## DIRECTIONS FOR THIS TASK
Identify each line below containing the string "React" and copy it.

══ MATERIAL PROVIDED ══

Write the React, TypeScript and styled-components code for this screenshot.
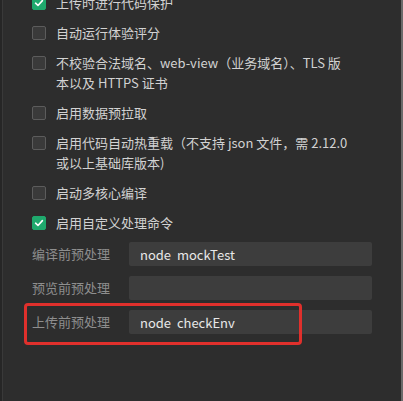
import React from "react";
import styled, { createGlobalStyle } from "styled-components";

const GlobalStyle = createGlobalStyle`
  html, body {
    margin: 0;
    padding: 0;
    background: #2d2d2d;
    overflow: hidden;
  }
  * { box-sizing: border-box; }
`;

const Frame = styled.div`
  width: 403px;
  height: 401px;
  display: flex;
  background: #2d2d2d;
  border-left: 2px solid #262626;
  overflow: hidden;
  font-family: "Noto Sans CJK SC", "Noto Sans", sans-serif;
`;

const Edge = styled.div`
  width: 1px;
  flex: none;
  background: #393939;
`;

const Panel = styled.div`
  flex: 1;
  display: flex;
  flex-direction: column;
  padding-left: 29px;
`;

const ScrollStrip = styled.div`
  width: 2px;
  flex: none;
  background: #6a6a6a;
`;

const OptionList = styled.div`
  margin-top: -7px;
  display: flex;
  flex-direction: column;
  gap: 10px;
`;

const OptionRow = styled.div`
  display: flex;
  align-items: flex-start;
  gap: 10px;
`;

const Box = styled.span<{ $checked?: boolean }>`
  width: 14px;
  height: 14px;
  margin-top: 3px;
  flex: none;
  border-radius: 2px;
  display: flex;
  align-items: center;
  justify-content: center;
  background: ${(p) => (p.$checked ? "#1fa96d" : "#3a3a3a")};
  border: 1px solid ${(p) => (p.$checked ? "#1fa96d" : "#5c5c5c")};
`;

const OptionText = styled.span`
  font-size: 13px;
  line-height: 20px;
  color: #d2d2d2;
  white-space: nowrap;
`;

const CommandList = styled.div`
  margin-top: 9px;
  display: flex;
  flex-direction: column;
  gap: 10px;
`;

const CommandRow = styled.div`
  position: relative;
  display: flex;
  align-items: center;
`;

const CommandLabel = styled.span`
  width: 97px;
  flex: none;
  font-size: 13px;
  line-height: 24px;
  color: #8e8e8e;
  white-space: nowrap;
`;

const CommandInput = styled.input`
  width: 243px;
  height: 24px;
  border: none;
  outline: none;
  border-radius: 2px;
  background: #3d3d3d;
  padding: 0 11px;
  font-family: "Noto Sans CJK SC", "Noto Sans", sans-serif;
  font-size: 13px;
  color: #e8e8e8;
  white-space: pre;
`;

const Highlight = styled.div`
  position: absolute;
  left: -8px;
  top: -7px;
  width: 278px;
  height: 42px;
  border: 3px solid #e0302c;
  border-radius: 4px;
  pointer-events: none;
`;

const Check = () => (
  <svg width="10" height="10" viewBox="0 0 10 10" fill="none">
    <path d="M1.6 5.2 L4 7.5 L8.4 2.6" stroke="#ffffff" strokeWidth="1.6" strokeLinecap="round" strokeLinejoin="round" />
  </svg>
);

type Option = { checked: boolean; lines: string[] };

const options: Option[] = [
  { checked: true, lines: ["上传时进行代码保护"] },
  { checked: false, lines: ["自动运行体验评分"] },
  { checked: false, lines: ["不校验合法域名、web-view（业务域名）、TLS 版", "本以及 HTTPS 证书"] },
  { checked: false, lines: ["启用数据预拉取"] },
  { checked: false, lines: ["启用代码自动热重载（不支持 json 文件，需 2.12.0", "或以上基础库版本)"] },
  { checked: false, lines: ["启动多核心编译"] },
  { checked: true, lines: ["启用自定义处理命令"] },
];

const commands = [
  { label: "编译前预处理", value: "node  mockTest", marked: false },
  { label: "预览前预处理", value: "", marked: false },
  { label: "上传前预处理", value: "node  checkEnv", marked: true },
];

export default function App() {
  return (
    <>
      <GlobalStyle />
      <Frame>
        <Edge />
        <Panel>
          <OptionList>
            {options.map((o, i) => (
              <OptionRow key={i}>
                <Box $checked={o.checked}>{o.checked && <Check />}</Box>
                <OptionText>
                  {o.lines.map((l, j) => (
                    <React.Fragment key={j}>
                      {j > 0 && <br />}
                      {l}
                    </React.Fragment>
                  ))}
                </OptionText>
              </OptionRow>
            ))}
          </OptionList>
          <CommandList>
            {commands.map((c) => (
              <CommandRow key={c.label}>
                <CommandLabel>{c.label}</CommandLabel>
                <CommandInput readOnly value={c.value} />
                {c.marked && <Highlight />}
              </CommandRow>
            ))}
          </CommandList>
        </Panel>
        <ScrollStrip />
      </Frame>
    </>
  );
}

═══

## WRITTEN ANSWER
Write the React, TypeScript and styled-components code for this screenshot.
import React from "react";
                    <React.Fragment key={j}>
                    </React.Fragment>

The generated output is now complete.